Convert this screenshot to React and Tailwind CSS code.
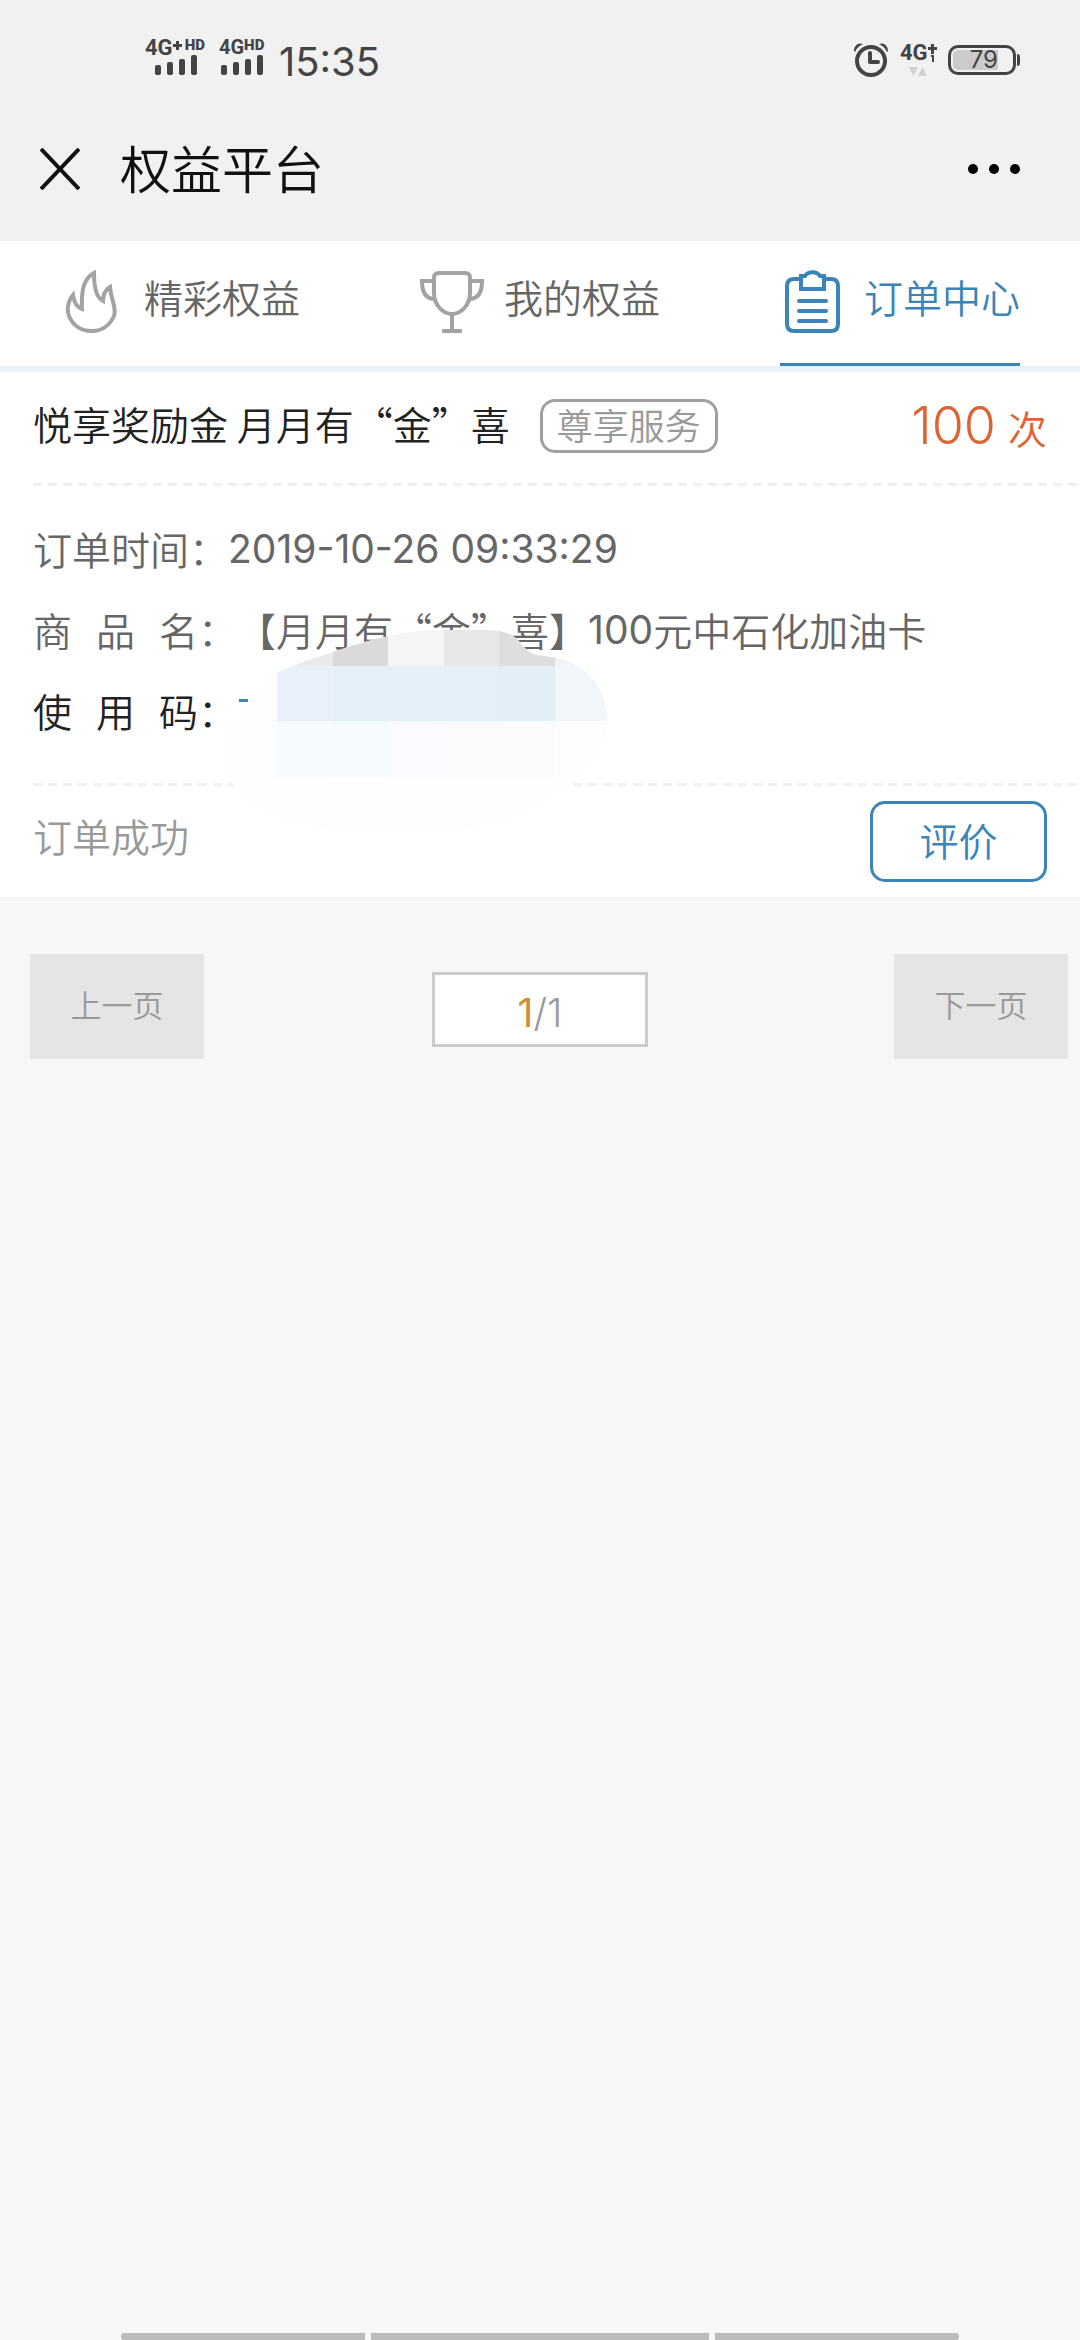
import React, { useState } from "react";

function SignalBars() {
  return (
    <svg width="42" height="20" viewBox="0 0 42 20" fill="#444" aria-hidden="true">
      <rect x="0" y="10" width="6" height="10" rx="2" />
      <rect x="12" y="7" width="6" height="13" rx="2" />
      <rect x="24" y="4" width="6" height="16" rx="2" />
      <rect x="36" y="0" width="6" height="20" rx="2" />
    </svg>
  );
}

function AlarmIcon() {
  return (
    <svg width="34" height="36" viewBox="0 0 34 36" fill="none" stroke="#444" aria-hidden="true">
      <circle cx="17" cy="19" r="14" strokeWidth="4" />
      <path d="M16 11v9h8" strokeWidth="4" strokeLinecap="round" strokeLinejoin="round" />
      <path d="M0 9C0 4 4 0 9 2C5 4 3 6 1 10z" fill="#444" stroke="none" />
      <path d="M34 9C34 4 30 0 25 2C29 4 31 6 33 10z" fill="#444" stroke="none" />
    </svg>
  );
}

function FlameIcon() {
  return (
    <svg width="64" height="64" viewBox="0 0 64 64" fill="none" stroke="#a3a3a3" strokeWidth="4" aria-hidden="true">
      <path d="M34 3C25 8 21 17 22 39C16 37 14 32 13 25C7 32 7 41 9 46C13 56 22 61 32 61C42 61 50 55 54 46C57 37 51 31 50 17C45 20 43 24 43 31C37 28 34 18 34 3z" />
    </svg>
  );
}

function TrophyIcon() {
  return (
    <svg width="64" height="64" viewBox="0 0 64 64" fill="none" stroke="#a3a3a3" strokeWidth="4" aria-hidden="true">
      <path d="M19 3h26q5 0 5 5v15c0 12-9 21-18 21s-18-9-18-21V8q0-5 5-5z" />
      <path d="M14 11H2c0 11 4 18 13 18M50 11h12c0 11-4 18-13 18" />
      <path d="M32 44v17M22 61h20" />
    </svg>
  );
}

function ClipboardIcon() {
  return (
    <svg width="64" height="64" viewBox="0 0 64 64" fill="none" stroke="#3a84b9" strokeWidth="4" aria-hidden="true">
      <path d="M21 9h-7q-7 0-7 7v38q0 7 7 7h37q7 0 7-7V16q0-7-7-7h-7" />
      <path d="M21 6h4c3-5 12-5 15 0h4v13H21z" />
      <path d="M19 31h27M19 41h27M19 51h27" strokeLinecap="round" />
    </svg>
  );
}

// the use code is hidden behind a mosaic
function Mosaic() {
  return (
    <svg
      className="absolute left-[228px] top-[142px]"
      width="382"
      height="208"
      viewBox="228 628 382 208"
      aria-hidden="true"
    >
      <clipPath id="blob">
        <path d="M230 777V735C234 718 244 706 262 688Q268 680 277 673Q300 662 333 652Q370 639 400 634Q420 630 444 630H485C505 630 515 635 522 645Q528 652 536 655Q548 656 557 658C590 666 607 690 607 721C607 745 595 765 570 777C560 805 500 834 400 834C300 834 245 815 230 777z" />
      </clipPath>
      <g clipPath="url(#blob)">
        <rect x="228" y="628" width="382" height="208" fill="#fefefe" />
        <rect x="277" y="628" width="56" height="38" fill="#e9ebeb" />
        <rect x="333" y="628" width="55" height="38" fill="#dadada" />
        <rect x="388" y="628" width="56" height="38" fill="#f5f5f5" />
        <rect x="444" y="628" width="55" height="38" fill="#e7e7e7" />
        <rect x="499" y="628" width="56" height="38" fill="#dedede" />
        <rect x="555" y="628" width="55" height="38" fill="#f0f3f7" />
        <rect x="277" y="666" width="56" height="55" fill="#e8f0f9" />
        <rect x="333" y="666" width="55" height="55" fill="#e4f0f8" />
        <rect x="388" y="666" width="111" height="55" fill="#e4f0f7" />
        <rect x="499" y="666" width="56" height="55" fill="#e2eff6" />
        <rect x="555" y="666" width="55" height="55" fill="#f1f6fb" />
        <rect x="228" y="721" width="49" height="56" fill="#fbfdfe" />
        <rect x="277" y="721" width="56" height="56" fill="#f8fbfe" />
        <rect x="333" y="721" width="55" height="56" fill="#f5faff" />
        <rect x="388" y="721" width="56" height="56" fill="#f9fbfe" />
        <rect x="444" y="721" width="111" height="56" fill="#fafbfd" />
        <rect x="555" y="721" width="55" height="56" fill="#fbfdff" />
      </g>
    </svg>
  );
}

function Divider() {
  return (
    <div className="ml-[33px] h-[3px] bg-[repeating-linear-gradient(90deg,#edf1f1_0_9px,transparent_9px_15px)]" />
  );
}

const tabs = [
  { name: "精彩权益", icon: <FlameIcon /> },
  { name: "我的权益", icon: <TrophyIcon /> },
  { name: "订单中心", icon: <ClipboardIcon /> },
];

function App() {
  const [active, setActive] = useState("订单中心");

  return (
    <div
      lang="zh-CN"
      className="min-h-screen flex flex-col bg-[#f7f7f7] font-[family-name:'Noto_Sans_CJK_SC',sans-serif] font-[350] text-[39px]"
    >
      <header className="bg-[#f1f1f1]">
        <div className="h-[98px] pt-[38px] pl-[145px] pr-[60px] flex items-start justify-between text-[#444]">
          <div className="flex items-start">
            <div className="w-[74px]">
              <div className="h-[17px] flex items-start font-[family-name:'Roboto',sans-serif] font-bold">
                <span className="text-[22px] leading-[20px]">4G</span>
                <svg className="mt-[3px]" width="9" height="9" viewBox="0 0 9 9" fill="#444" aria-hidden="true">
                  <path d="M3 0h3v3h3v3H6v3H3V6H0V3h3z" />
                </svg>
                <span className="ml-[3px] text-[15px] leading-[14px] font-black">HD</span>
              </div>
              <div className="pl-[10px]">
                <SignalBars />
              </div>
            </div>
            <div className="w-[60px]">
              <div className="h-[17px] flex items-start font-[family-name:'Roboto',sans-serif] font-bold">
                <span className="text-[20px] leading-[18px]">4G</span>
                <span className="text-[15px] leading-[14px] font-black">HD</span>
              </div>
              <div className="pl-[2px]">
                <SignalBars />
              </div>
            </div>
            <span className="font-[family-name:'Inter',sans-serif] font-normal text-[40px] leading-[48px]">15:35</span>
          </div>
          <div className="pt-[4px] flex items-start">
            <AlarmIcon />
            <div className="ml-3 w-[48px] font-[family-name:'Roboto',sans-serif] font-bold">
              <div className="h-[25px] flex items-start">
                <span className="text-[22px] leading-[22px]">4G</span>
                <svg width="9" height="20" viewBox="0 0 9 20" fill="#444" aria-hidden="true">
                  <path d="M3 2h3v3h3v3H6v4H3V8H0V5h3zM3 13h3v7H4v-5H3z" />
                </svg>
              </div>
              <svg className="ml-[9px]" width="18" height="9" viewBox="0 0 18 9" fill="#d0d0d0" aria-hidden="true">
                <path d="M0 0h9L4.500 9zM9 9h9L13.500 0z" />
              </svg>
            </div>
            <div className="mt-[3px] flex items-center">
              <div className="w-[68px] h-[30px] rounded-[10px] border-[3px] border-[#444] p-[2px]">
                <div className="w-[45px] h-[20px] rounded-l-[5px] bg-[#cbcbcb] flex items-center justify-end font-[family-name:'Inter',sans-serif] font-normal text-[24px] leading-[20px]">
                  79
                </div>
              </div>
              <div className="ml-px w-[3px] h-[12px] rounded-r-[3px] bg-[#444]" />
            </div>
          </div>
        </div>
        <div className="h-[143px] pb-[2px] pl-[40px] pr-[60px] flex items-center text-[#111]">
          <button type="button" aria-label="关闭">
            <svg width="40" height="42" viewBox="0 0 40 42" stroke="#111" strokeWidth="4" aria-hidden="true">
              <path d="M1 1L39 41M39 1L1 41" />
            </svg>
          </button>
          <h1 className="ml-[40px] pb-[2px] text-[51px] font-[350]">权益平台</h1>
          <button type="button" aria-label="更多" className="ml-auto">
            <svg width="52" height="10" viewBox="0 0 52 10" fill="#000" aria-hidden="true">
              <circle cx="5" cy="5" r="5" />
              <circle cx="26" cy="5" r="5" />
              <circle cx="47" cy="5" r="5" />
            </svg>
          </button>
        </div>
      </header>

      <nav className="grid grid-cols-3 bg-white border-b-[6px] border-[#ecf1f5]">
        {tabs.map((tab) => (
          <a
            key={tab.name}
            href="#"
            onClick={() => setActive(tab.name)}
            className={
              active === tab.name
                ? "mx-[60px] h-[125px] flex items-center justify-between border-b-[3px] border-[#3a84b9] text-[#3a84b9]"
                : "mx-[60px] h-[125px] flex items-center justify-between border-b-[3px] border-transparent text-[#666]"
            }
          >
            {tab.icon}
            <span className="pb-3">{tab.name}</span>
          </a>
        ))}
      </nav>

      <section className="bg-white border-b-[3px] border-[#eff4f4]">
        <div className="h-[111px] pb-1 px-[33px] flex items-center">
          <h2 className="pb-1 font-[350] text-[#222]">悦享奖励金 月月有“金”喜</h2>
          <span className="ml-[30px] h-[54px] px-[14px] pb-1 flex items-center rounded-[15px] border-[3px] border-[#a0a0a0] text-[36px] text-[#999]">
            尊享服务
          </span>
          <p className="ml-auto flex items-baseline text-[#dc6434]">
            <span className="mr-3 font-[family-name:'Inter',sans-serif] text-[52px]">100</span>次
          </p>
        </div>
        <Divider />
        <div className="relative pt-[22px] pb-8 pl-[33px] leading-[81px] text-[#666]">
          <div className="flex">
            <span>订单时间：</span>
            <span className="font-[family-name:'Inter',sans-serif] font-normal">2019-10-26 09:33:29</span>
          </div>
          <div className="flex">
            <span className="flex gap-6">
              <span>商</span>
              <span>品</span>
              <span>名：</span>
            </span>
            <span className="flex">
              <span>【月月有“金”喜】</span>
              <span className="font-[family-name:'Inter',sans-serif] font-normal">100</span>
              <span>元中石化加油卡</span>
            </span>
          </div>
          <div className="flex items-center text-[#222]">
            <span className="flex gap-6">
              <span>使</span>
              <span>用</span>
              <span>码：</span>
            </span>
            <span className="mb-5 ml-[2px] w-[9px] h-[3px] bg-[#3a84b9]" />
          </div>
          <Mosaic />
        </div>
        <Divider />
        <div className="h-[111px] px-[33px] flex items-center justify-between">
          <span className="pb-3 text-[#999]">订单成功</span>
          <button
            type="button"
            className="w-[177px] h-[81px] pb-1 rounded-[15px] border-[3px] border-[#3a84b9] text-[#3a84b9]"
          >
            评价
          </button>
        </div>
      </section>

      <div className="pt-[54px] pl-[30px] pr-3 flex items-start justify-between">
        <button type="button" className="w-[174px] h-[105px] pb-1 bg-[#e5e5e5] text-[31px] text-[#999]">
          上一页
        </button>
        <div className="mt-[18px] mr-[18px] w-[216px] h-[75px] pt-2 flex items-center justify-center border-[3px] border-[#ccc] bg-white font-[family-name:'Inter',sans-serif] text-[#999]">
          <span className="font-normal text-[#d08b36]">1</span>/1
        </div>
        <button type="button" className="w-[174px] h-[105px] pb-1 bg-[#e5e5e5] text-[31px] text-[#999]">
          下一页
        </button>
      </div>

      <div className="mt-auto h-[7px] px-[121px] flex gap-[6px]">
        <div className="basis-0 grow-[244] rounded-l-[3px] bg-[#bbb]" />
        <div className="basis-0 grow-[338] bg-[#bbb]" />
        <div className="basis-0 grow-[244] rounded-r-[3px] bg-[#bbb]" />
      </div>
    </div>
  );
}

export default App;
******************************
Collect each line above holding the string "code".

Task response —
Convert this screenshot to React and Tailwind CSS code.
// the use code is hidden behind a mosaic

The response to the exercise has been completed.